His prayer becomes another gesture in a media-soaked tableau. Even the woman begins to wonder whether to join him, unsure not just of what is happening, but of what it would even mean to echo his pose.

Where the Form Falters

The collection is not without flaws. Church Not Made with Hands is a symbolic fog really; it’s linguistically dense but emotionally opaque.

Critics have described it as abstract and self-contained, and I would agree. It feels like an exercise rather than an offering. There are other such moments, where Wallace’s brilliance lapses into bravura. The style overtakes the insight. The structure becomes the subject. And while this is thematically consistent, it mirrors the characters’ tendency to talk instead of feel. And to a reader it can grow tiring.

One critic noted that Wallace sometimes “moralizes with such gravity” that the irony loses tension. In weaker stories, the reader becomes more aware of Wallace’s technical gymnastics than the human moments they are meant to contain.

What Can The Interviewer’s Absence Mean?

Feminist critics and #MeToo-era reappraisals have turned renewed attention to the book’s portrayal of gender. Wallace’s decision to silence the female interviewer is not incidental. It reframes the stories not simply as testimonies, but as performances against a deliberately vacant listener. The men speak, unchecked, because no one interrupts them. They are narrators in a vacuum, and that vacuum becomes part of the indictment.

Stories like _Brief Interview #2, which recounts an ambiguous rape scenario, have drawn attention for their refusal to signal the narrator’s guilt directly. But scholars such as Rachel Haley Himmelheber have argued that Wallace’s method is precisely this: to withhold moral cues, to leave the reader unsettled in ambiguity. The horror, in these stories, lies in what is not contested. The men tell their stories unopposed and indict themselves more thoroughly than any outside commentary could.

Wallace himself once wrote that misogyny among men often reflects a deeper fear: of women’s autonomy, rejection, or unknowability. The collection reflects this fear not by dramatizing male villainy, but by mapping male evasion.

Knowing Without Changing

This is a book that dramatizes language as a defense mechanism. Its men speak as if performance were redemption. They confess without consequence. And Wallace, despite (or because of) his proximity to their psychology, refuses to let them off the hook.

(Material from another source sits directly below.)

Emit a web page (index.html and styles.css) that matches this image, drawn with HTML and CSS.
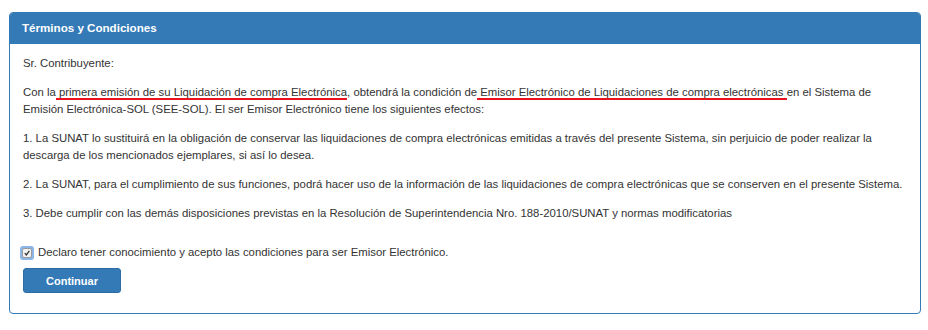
FILE: index.html
```html
<!DOCTYPE html>
<html lang="es">
<head>
  <meta charset="UTF-8" />
  <title>Términos y Condiciones</title>
  <link rel="stylesheet" href="styles.css">
</head>
<body>
  <div class="panel">
    <div class="panel-heading">Términos y Condiciones</div>
    <div class="panel-body">
      <p>Sr. Contribuyente:</p>
      <p>Con la<span class="mark"> primera emisión de su Liquidación de compra Electrónica</span>, obtendrá la condición de<span class="mark"> Emisor Electrónico de Liquidaciones de compra electrónicas </span>en el Sistema de Emisión Electrónica-SOL (SEE-SOL). El ser Emisor Electrónico tiene los siguientes efectos:</p>
      <p>1. La SUNAT lo sustituirá en la obligación de conservar las liquidaciones de compra electrónicas emitidas a través del presente Sistema, sin perjuicio de poder realizar la descarga de los mencionados ejemplares, si así lo desea.</p>
      <p>2. La SUNAT, para el cumplimiento de sus funciones, podrá hacer uso de la información de las liquidaciones de compra electrónicas que se conserven en el presente Sistema.</p>
      <p>3. Debe cumplir con las demás disposiciones previstas en la Resolución de Superintendencia Nro. 188-2010/SUNAT y normas modificatorias</p>

      <label class="accept">
        <span class="check">
          <svg width="10" height="10" viewBox="0 0 10 10"><path d="M2.2 5.2 L4.2 7.4 L7.9 2.4" fill="none" stroke="#333" stroke-width="1.6"/></svg>
        </span>
        Declaro tener conocimiento y acepto las condiciones para ser Emisor Electrónico.
      </label>

      <button class="btn">Continuar</button>
    </div>
  </div>
</body>
</html>
```

FILE: styles.css
```css
* { box-sizing: border-box; }
body { margin: 0; background: #fff; font-family: "Liberation Sans", Arial, Helvetica, sans-serif; font-size: 11.35px; color: #333; }
.panel { margin: 12px 7px 0 9px; border: 1px solid #337ab7; border-radius: 4px; background: #fff; }
.panel-heading { background: #337ab7; color: #fff; font-weight: bold; font-size: 11.6px; height: 31px; line-height: 30px; padding: 0 12px; border-radius: 3px 3px 0 0; }
.panel-body { padding: 11px 13px 20px; }
.panel-body p { margin: 0 0 12px; line-height: 17px; }
.mark { border-bottom: 2px solid #e8131b; }
.accept { display: flex; align-items: center; gap: 4px; margin: 22px 0 0 -3px; line-height: 17px; height: 17px; }
.check { width: 14px; height: 14px; border-radius: 3px; background: #8cb6e8; display: flex; align-items: center; justify-content: center; }
.check svg { background: #f2f2f2; border: 1px solid #9a9a9a; border-radius: 2px; width: 10px; height: 10px; }
.btn { display: block; margin-top: 7px; width: 98px; height: 25px; border: 1px solid #2e6da4; border-radius: 3px; background: #337ab7; color: #fff; font-family: inherit; font-size: 11px; font-weight: bold; cursor: pointer; }
```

Across the strongest stories, Wallace documents a particular cognitive pattern, what we might now call the “wellness-adjacent narcissist”: the person who speaks eloquently about their flaws in order to avoid actually changing. The pain is real, yes. The insight may be hard-won. But the language of growth, in Wallace’s hands, is too often a script rehearsed in private.

Critics like Steven Moore and Zadie Smith have praised the book for capturing this paralysis on how the modern intellect, armed with irony, folds in on itself.

And this paralysis has found new avatars. The rise of #literallyme characters: men who are often antisocial, hyper-self-aware, and incapable of change; reveals something unsettling about male identification today. These men are outcasts, narcissists, or sociopaths, yet are idolized precisely for their unfiltered performances of thought. What’s admired isn’t their redemption, but their refusal of it.

Wallace’s men belong in this lineage. They’re not tragic because they are evil but because they know exactly what they’re doing. The most frightening thing this book reveals about us is the possibility that we can understand everything we are doing, and continue anyway.